Les maisons de ventes ne sont pas seules à s’arrimer au Rocher. Après l’installation en 2017 du marchand de tableaux anciens Fabrizio Moretti, c’est au tour de la puissante galerie Hauser & Wirth, qui vient tout juste d’y ouvrir une antenne permanente, avec une exposition de Louise Bourgeois dont une grande araignée a été installée dans le jardin adjacent. « On espère collaborer avec la Société des Bains de Mer pour d’autres projets de sculptures dans les jardins », précise Iwan Wirth, mordant sur le terrain d’Artcurial qui organise chaque année Monaco Sculpture en collaboration avec la SBM. Sans prendre le risque financier d’une vitrine permanente, le galeriste berlinois Johann König installe jusqu’en novembre un showroom temporaire dans les espaces de la Villa Nuvola.

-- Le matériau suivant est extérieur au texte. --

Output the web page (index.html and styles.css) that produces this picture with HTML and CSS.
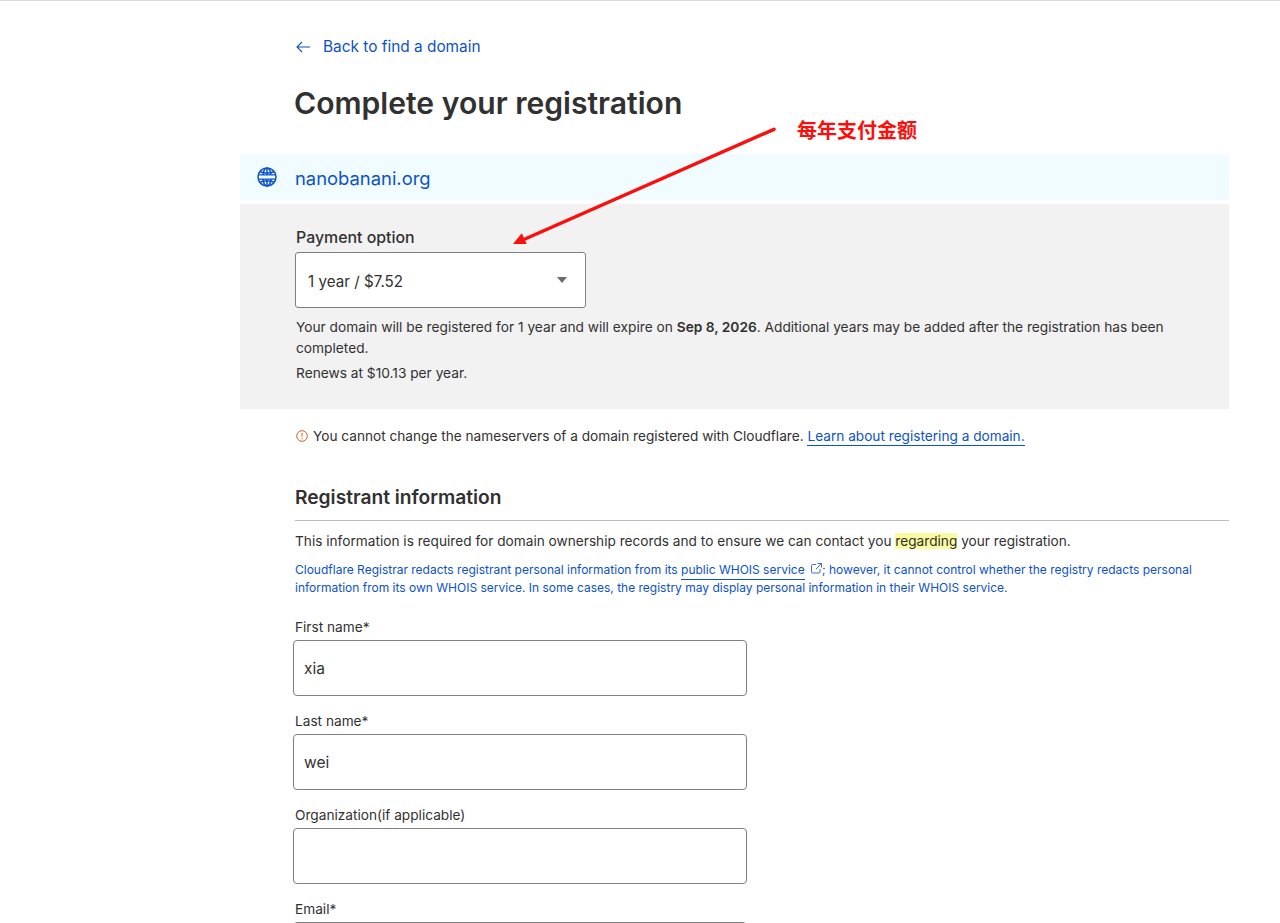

Un vivier de collectionneurs
De mémoire de Monégasque, on n’avait pas vu autant de foisonnement depuis les grandes ventes de prestige organisées par les auctioneers dans les années 1980-1990. Des riches heures qui cessent à l’orée des années 2000, lorsque Christie’s et Sotheby’s se concentrent sur la place parisienne. Monaco, comme le reste de la Côte d’Azur, devient alors un lieu de collecte d’objets, plus que de vente. Pourtant, « toute la Côte d’Azur, de Nice à Saint-Tropez, regorge de belles propriétés et les collectionneurs du monde entier y font un crochet l’été », assure Martin Guesnet, directeur Europe d’Artcurial. Une trentaine de collectionneurs d’art contemporain de haut vol, comme les Fiorucci, Pierre Nouvion ou Daniela Memmo d’Amelio sont réputés actifs. De puissants marchands et courtiers tels que David Nahmad et Simon de Pury y ont aussi élu domicile. Et il se trouve toujours une princesse saoudienne ou un oligarque russe prêts à dépenser des centaines de milliers d’euros en bijoux. Thomas Hug, patron d’artmonte-carlo qui ouvre ses portes le 15 juillet, n’a pas oublié l’arrivée un jour du collectionneur grec Dakis Joannou dans son yacht customisé par Jeff Koons et du gigantesque dîner qu’il avait offert au Yacht Club.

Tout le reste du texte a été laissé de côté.